From a CST to an AST

Parsers usually either construct ASTs directly in their actions, or first construct CSTs and then convert them to ASTs. It's interesting to note that CSTs are trivial to build once you have a grammar written [3], and some tools will build it automatically. After all, a CST is just another representation of the grammar. But beware of tools that promise to automatically build ASTs - this can work in a general sense only for trivial grammars, and what you'll get is most likely a CST rather than an AST.

For some languages, it is far from trivial to construct an AST from a CST. A good example is the syntax of type declarations in C, which is known to be tricky.

Consider the declaration int* arp[5]; - an array of 5 pointers to int. Here's its parse tree, according to the ANSI C grammar:

Clutter aside, there are two other problems here that make analysis difficult:

Note that the pointer node is actually above the array, so working through the CST directly, it can be thought that we've declared a pointer to an array! This is the "reverse logic of declarations" problem of C.
Where is the array name?

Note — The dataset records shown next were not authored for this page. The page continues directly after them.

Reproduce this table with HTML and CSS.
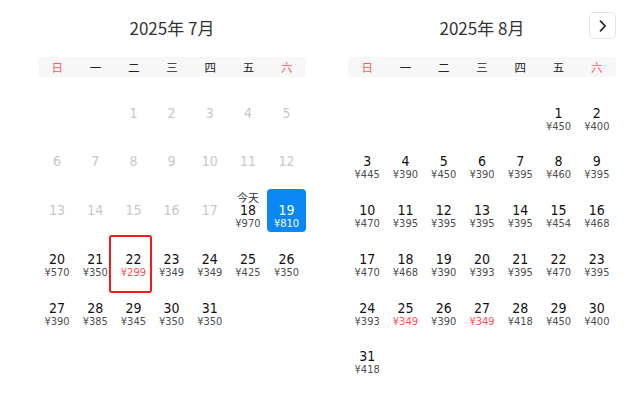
FILE: index.html
```html
<!DOCTYPE html>
<html lang="zh-CN">
<head>
<meta charset="utf-8">
<link rel="stylesheet" href="styles.css">
</head>
<body>
<div class="picker">
  <button class="nav-next" aria-label="下个月">
    <svg width="10" height="12" viewBox="0 0 10 12"><path d="M2.5 1.2 L7.2 6 L2.5 10.8" fill="none" stroke="#222" stroke-width="1.7" stroke-linecap="round" stroke-linejoin="round"/></svg>
  </button>

  <section class="month">
    <h2 class="title">2025年 7月</h2>
    <div class="weekdays"><span class="wk-red">日</span><span>一</span><span>二</span><span>三</span><span>四</span><span>五</span><span class="wk-red">六</span></div>
    <div class="days">
      <div class="day"></div><div class="day"></div>
      <div class="day off"><i></i><b>1</b></div>
      <div class="day off"><i></i><b>2</b></div>
      <div class="day off"><i></i><b>3</b></div>
      <div class="day off"><i></i><b>4</b></div>
      <div class="day off"><i></i><b>5</b></div>
      <div class="day off"><i></i><b>6</b></div>
      <div class="day off"><i></i><b>7</b></div>
      <div class="day off"><i></i><b>8</b></div>
      <div class="day off"><i></i><b>9</b></div>
      <div class="day off"><i></i><b>10</b></div>
      <div class="day off"><i></i><b>11</b></div>
      <div class="day off"><i></i><b>12</b></div>
      <div class="day off"><i></i><b>13</b></div>
      <div class="day off"><i></i><b>14</b></div>
      <div class="day off"><i></i><b>15</b></div>
      <div class="day off"><i></i><b>16</b></div>
      <div class="day off"><i></i><b>17</b></div>
      <div class="day"><i>今天</i><b>18</b><em>¥970</em></div>
      <div class="day selected"><i></i><b>19</b><em>¥810</em></div>
      <div class="day"><i></i><b>20</b><em>¥570</em></div>
      <div class="day"><i></i><b>21</b><em>¥350</em></div>
      <div class="day marked"><i></i><b>22</b><em class="low">¥299</em></div>
      <div class="day"><i></i><b>23</b><em>¥349</em></div>
      <div class="day"><i></i><b>24</b><em>¥349</em></div>
      <div class="day"><i></i><b>25</b><em>¥425</em></div>
      <div class="day"><i></i><b>26</b><em>¥350</em></div>
      <div class="day"><i></i><b>27</b><em>¥390</em></div>
      <div class="day"><i></i><b>28</b><em>¥385</em></div>
      <div class="day"><i></i><b>29</b><em>¥345</em></div>
      <div class="day"><i></i><b>30</b><em>¥350</em></div>
      <div class="day"><i></i><b>31</b><em>¥350</em></div>
    </div>
  </section>

  <section class="month">
    <h2 class="title">2025年 8月</h2>
    <div class="weekdays"><span class="wk-red">日</span><span>一</span><span>二</span><span>三</span><span>四</span><span>五</span><span class="wk-red">六</span></div>
    <div class="days">
      <div class="day"></div><div class="day"></div><div class="day"></div><div class="day"></div><div class="day"></div>
      <div class="day"><i></i><b>1</b><em>¥450</em></div>
      <div class="day"><i></i><b>2</b><em>¥400</em></div>
      <div class="day"><i></i><b>3</b><em>¥445</em></div>
      <div class="day"><i></i><b>4</b><em>¥390</em></div>
      <div class="day"><i></i><b>5</b><em>¥450</em></div>
      <div class="day"><i></i><b>6</b><em>¥390</em></div>
      <div class="day"><i></i><b>7</b><em>¥395</em></div>
      <div class="day"><i></i><b>8</b><em>¥460</em></div>
      <div class="day"><i></i><b>9</b><em>¥395</em></div>
      <div class="day"><i></i><b>10</b><em>¥470</em></div>
      <div class="day"><i></i><b>11</b><em>¥395</em></div>
      <div class="day"><i></i><b>12</b><em>¥395</em></div>
      <div class="day"><i></i><b>13</b><em>¥395</em></div>
      <div class="day"><i></i><b>14</b><em>¥395</em></div>
      <div class="day"><i></i><b>15</b><em>¥454</em></div>
      <div class="day"><i></i><b>16</b><em>¥468</em></div>
      <div class="day"><i></i><b>17</b><em>¥470</em></div>
      <div class="day"><i></i><b>18</b><em>¥468</em></div>
      <div class="day"><i></i><b>19</b><em>¥390</em></div>
      <div class="day"><i></i><b>20</b><em>¥393</em></div>
      <div class="day"><i></i><b>21</b><em>¥395</em></div>
      <div class="day"><i></i><b>22</b><em>¥470</em></div>
      <div class="day"><i></i><b>23</b><em>¥395</em></div>
      <div class="day"><i></i><b>24</b><em>¥393</em></div>
      <div class="day"><i></i><b>25</b><em class="low">¥349</em></div>
      <div class="day"><i></i><b>26</b><em>¥390</em></div>
      <div class="day"><i></i><b>27</b><em class="low">¥349</em></div>
      <div class="day"><i></i><b>28</b><em>¥418</em></div>
      <div class="day"><i></i><b>29</b><em>¥450</em></div>
      <div class="day"><i></i><b>30</b><em>¥400</em></div>
      <div class="day"><i></i><b>31</b><em>¥418</em></div>
    </div>
  </section>
</div>
</body>
</html>
```

FILE: styles.css
```css
html, body {
  margin: 0;
  padding: 0;
  background: #fff;
}

.picker {
  position: relative;
  width: 640px;
  height: 394px;
  display: flex;
  gap: 42px;
  padding-left: 38px;
  box-sizing: border-box;
}

.month {
  width: 268px;
  display: flex;
  flex-direction: column;
}

.title {
  margin: 0;
  height: 54px;
  margin-bottom: 3px;
  display: flex;
  align-items: center;
  justify-content: center;
  font-family: "Noto Sans CJK SC", sans-serif;
  font-weight: 400;
  font-size: 17px;
  color: #333;
}

.weekdays {
  height: 20px;
  background: #f7f7f7;
  border-radius: 4px;
  display: grid;
  grid-template-columns: repeat(7, 1fr);
  align-items: center;
  justify-items: center;
  font-family: "Noto Sans CJK SC", sans-serif;
  font-size: 11.5px;
  line-height: 20px;
  color: #222;
}

.wk-red {
  color: #ff5a5a;
}

.days {
  margin-top: 14px;
  display: grid;
  grid-template-columns: repeat(7, 1fr);
  grid-auto-rows: 43px;
  row-gap: 5.8px;
  font-family: "DejaVu Sans Condensed", "DejaVu Sans", sans-serif;
  font-stretch: semi-condensed;
}

.day {
  position: relative;
  display: flex;
  flex-direction: column;
  align-items: center;
  padding-top: 2.5px;
  box-sizing: border-box;
  border-radius: 4px;
}

.day i {
  font-style: normal;
  height: 13px;
  line-height: 13px;
  font-family: "Noto Sans CJK SC", sans-serif;
  font-size: 11px;
  color: #333;
}

.day b {
  font-weight: 400;
  height: 13px;
  line-height: 13px;
  font-size: 14px;
  color: #111;
}

.day em {
  font-style: normal;
  height: 13px;
  line-height: 13px;
  font-size: 11px;
  color: #4d4d4d;
}

.day em.low {
  color: #ff4d4f;
}

.day.off b {
  color: #c8c8c8;
}

.day.selected {
  background: #0a87f2;
  width: 39px;
}

.day.selected b,
.day.selected em {
  color: #fff;
}

.day.marked::after {
  content: "";
  position: absolute;
  top: -2px;
  left: -5px;
  width: 43px;
  height: 58px;
  border: 2px solid #f21a1a;
  border-radius: 3px;
  box-sizing: border-box;
}

.nav-next {
  position: absolute;
  top: 12px;
  right: 24px;
  width: 27px;
  height: 27px;
  padding: 0;
  border: 1px solid #e6e6e6;
  border-radius: 5px;
  background: #fff;
  display: flex;
  align-items: center;
  justify-content: center;
}
```
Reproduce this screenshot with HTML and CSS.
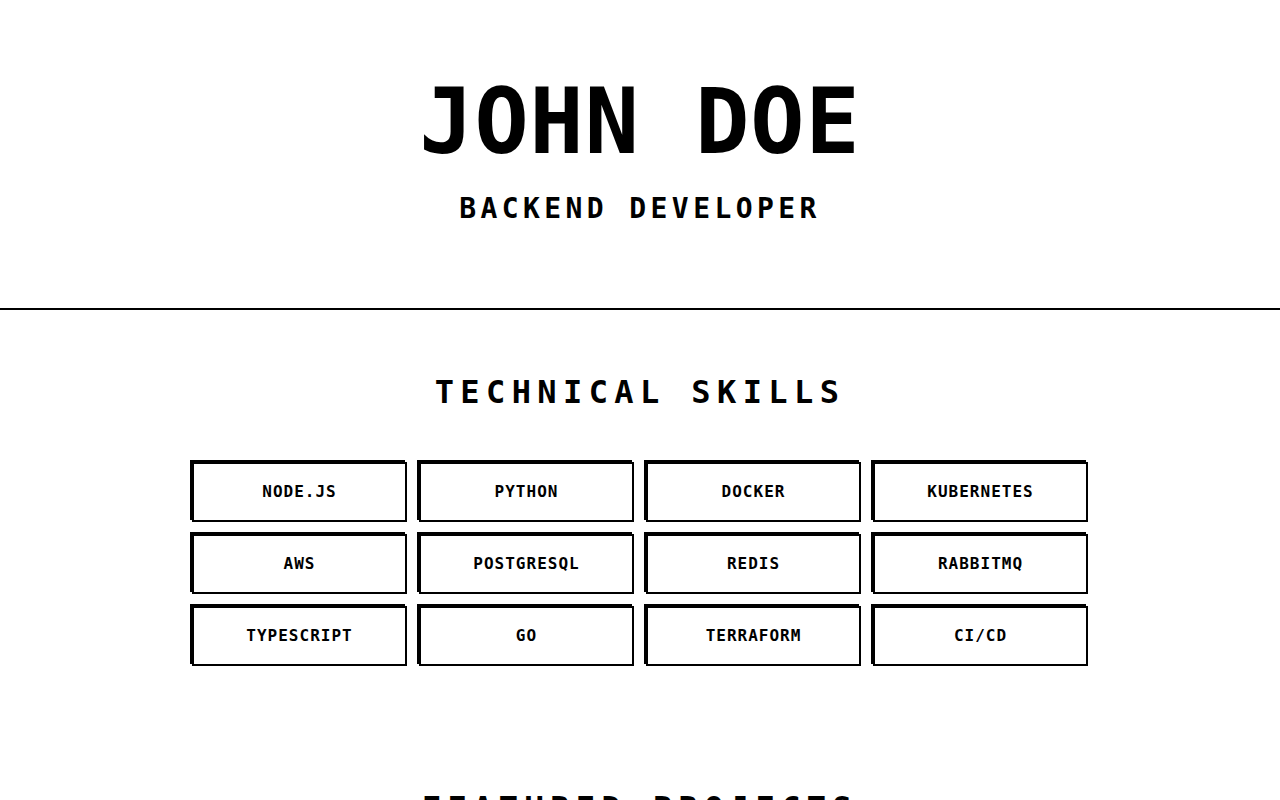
FILE: index.html
```html
<!DOCTYPE html>
<html lang="en">
<head>
<meta charset="utf-8">
<title>John Doe - Backend Developer</title>
<link rel="stylesheet" href="styles.css">
</head>
<body>
<header class="hero">
  <h1 class="hero-name">JOHN DOE</h1>
  <p class="hero-role">BACKEND DEVELOPER</p>
</header>
<main>
  <section class="section">
    <h2 class="section-title">TECHNICAL SKILLS</h2>
    <ul class="skills">
      <li class="skill">NODE.JS</li>
      <li class="skill">PYTHON</li>
      <li class="skill">DOCKER</li>
      <li class="skill">KUBERNETES</li>
      <li class="skill">AWS</li>
      <li class="skill">POSTGRESQL</li>
      <li class="skill">REDIS</li>
      <li class="skill">RABBITMQ</li>
      <li class="skill">TYPESCRIPT</li>
      <li class="skill">GO</li>
      <li class="skill">TERRAFORM</li>
      <li class="skill">CI/CD</li>
    </ul>
  </section>
  <section class="section">
    <h2 class="section-title">FEATURED PROJECTS</h2>
  </section>
</main>
</body>
</html>
```
FILE: styles.css
```css
* { box-sizing: border-box; }
html, body { margin: 0; padding: 0; }
body {
  background: #fff;
  color: #000;
  font-family: "DejaVu Sans Mono", "Liberation Mono", monospace;
}
.hero {
  padding: 77px 0 82px;
  text-align: center;
  border-bottom: 2px solid #000;
}
.hero-name {
  margin: 0 0 25px;
  font-size: 90px;
  line-height: 1;
  font-weight: 700;
  letter-spacing: 1px;
}
.hero-role {
  margin: 0;
  font-size: 28px;
  line-height: 1.2;
  font-weight: 700;
  letter-spacing: 4.4px;
}
.section {
  padding: 63px 0 60px;
  text-align: center;
}
.section-title {
  margin: 0 0 51px;
  font-size: 32px;
  line-height: 1.2;
  font-weight: 700;
  letter-spacing: 6.4px;
}
.skills {
  list-style: none;
  margin: 0 auto;
  padding: 0;
  width: 896px;
  display: grid;
  grid-template-columns: repeat(4, 1fr);
  gap: 12px;
}
.skill {
  height: 60px;
  border: 2px solid #000;
  box-shadow: -2px -2px 0 #000;
  display: flex;
  align-items: center;
  justify-content: center;
  font-size: 16px;
  font-weight: 700;
  letter-spacing: 1px;
}
```
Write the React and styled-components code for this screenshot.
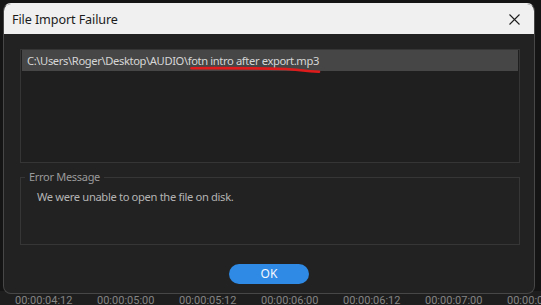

It's buried deep down in the tree, which isn't very convenient.

Because of these problems, it would be very difficult to work directly with a CST for C, without converting it to AST. pycparser converts to AST on the fly (without generating an explicit CST), and here's the AST that represents int* arp[5];:

Both problems are solved. The pointer is now clearly below the array, and the variable name was raised to the top-most node. This AST can be just read out loud to produce the correct interpretation of the declaration: "arp is an array of 5 pointers to int".

Conclusion

The front-end of a compiler can be seen as a process that transforms the input from its most concrete form (statements in the source language) to its most abstract form - stored in internal data structures and ready for analysis & translation.

CSTs and ASTs are two steps in this process. CSTs are more concrete, as they represent the input in a tree-like form, in the way it was parsed by the parser. This form only conveys syntactic information, and thus is simple to create from a grammar, and difficult to analyze.

ASTs are more abstract. They drop all the syntactic clutter and focus on the structure of the input, representing it in a hierarchical data structure useful for analysis & translation.

ASTs are either built on-the-fly in the parser's actions, or constructed from a CST at a later stage. In either case, ASTs are not always simple to construct from the grammar / CST, and for some languages and constructs require non-trivial processing.

[1]	"Compilers: Principles, Techniques, and Tools" by Aho, Sethi and Ullman

[2]

For dynamical languages like Perl, Python, Ruby, Lisp etc. it's as simple as just shoving all sub-productions into a single array and returning it. The result will be a recursively nested array of arrays that represents the tree. This representation is easy to build, but not so easy to traverse meaningfully, so it's rarely used.

[3]	Which makes their implementations flexible. Unlike the CST, which is tied quite strictly to the formal grammar of the language, ASTs are "freehand" data structures that can be built in different ways, augmenting as much information as required by the next stages of the compiler/translator.